東京が2020年の五輪開催地に選ばれたことは、1964年の五輪に最年少職員としてであれ関わった私としては個人的にもとてもうれしいし、また、何かと沈滞傾向にある日本全体としてもさまざまな付帯効果が期待され、大いに慶賀すべきことであると思う。
半面、今回落選したトルコのイスタンブールには、いささかすまないと思うくらいの気持ちもある。安倍首相なり、竹田招致委員長なりが、すぐにでも、トルコ側に挨拶に行くべきだ、と私も家族には語っていた。

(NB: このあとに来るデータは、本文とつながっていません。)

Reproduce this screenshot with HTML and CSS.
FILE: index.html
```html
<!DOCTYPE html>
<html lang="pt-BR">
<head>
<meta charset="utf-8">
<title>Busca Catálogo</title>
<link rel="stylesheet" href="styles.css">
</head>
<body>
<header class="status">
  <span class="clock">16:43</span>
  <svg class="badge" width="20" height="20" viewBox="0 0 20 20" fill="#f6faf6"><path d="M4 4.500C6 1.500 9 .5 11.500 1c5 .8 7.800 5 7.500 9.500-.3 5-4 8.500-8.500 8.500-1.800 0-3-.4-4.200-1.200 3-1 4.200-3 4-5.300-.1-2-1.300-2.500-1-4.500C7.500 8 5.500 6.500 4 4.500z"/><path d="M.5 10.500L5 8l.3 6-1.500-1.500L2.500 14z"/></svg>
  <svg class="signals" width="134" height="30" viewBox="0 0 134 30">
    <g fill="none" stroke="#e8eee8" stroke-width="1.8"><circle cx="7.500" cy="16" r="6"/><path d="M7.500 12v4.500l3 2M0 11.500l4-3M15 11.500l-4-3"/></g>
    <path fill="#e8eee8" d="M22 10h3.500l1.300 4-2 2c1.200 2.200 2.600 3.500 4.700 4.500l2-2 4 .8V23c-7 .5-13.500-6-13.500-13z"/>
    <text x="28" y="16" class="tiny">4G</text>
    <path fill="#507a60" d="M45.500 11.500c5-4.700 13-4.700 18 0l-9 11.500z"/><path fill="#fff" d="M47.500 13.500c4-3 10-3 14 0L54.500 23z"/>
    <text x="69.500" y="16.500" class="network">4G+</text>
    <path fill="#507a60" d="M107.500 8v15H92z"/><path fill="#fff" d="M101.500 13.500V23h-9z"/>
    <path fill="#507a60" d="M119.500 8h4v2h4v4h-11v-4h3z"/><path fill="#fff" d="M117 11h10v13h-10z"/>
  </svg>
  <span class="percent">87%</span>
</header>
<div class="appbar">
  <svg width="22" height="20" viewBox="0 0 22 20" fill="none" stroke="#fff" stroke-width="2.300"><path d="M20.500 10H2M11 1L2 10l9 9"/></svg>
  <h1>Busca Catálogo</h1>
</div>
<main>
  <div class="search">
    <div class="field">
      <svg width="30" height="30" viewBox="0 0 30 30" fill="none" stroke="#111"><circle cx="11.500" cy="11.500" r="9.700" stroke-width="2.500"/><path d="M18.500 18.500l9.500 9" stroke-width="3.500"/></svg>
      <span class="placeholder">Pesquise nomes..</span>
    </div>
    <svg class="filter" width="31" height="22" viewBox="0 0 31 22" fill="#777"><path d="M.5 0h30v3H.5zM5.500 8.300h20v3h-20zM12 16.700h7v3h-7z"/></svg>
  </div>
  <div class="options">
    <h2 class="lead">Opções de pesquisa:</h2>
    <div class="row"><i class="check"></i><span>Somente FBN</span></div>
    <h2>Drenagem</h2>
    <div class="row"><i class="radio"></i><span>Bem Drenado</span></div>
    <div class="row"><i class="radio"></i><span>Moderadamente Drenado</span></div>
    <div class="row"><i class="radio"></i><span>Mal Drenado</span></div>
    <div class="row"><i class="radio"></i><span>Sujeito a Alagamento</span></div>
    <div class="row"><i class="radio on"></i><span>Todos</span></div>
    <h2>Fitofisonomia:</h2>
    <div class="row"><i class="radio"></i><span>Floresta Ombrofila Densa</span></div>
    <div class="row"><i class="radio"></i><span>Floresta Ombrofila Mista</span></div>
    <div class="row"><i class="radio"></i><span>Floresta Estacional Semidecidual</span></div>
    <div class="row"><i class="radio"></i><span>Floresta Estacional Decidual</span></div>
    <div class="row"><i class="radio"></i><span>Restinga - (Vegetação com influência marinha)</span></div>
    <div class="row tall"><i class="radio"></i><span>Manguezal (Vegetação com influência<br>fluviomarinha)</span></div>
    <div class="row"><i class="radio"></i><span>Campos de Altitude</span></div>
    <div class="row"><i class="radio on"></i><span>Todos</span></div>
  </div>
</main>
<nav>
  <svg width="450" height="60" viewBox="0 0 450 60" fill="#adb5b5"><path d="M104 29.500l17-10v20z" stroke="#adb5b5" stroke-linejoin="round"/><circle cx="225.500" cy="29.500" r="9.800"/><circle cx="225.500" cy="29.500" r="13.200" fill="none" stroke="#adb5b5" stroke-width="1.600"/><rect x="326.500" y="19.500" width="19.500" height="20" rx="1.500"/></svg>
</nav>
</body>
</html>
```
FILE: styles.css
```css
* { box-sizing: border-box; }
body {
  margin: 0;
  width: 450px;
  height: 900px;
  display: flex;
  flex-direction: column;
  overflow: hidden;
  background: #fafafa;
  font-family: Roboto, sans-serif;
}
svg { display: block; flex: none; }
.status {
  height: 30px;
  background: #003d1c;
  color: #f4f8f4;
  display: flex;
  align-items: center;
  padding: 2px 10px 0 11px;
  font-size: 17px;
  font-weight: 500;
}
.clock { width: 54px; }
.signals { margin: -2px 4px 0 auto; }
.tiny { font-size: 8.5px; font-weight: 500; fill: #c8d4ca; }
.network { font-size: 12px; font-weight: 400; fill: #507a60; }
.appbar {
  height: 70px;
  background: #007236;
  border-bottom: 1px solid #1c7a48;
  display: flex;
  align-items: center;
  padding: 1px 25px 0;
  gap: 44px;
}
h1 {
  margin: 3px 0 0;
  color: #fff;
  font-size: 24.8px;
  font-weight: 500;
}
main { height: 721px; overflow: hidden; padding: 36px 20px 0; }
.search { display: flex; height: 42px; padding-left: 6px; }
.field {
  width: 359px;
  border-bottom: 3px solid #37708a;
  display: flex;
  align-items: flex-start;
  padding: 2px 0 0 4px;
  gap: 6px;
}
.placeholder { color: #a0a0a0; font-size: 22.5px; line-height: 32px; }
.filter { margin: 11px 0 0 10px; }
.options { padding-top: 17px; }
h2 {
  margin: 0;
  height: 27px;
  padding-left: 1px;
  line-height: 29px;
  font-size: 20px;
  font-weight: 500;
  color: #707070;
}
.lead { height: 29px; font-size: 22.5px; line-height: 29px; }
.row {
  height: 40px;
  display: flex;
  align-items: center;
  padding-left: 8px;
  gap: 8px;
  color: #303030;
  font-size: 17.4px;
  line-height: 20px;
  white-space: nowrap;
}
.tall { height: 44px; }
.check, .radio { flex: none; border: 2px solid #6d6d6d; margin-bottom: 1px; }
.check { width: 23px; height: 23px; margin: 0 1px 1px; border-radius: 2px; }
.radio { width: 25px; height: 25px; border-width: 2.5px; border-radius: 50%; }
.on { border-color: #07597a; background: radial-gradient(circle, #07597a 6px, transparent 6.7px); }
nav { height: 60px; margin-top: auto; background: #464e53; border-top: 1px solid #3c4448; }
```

そんな気持ちのところに、【ブエノスアイレス時事】が次のように報じているのが目に留まった。現場の状況をほとんどNHKテレビでしか知らなかった私の理解不足を恥じたい。
5回連続落選ではあったが、トルコの健闘をたたえたい。マドリッドには同情するほかない。
安倍首相には①安定した経済運営、②安全な社会の維持、③東日本大震災の罹災者支援、④福島原発封じ込めによる安心の発信…を切望する。今やこれらは世界への公約なのだから。
2020年の五輪を目指して、All Japan体制をしっかり維持し、準備に万全を期さなくてはいけない。前回の私の経験は所詮、一部のものではあるが、東京五輪で裏方で役割の一端を担ったものとして必要な情報はすべて伝えたいし、この機会が日本の国際化、国際理解と協力の大きな一歩になってくれればと願うばかりである。前回の東京五輪がそうであったように。
時事通信の記事はさらに次のように続いている。
7日(日本時間8日)の国際オリンピック委員会(IOC)総会で東京が2020年夏季五輪の開催地に選ばれた直後、決選投票で敗れたトルコのエルドアン首相が安倍晋三首相に駆け寄り、抱擁で祝意を示す一幕があった。安倍首相がフジテレビの番組で明らかにした。
安倍首相は5月にトルコを訪問した際、「もしイスタンブールが五つの輪を射止めたら、私は誰より先にイスタンブール万歳と言う。東京が射止めたら、誰よりも早く万歳と叫んでいただきたい」と訴えていた。
首相は番組で「エルドアン首相に5月の約束を果たしていただいた」と両国の友情を強調するとともに、「(イスタンブールの)健闘に応えるためにも、20年五輪を何としても成功させたい」と、決意を新たにしていた。